10.67
CONSENT, WAIVER AND AMENDMENT
This CONSENT, WAIVER AND AMENDMENT ("Amendment") to the
Purchase Agreement ("the Purchase Agreement") dated as of February 11, 2002, by
and among ACMI HOLDINGS, INC., a Delaware corporation ("Holdings"), AMERICAN
COIN MERCHANDISING, INC., a Delaware corporation (the "Company") and the
Purchasers named therein (the "Purchasers"), is dated as of November 12, 2002,
and is entered into by and among Holdings, the Company and the Purchasers.
WITNESSETH:
WHEREAS, the Company acquired (the "Kiddie World Acquisition")
certain of the assets (the "Acquired Assets") of Kiddie World of America, Inc.

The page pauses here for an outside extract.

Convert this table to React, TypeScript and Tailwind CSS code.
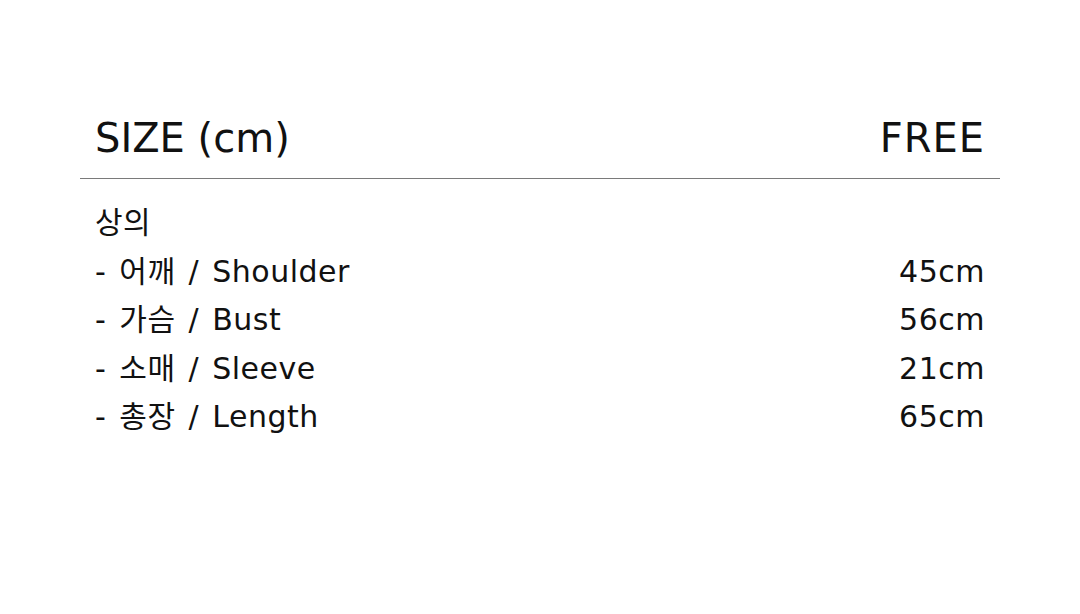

Missouri corporation (the "Seller") pursuant to an Asset Purchase and Sale
Agreement dated as of September 3, 2002, by and among the Company, the Seller
and Xxxxxx X. Xxxxxx; capitalized terms not otherwise defined herein have the
definitions provided therefor in the Purchase Agreement;
WHEREAS, Events of Default are in existence under Sections
11.01(c) and (d) of the Purchase Agreement as a result of the consummation of
the Kiddie World Acquisition, due to Holdings' and the Company's breach of (a)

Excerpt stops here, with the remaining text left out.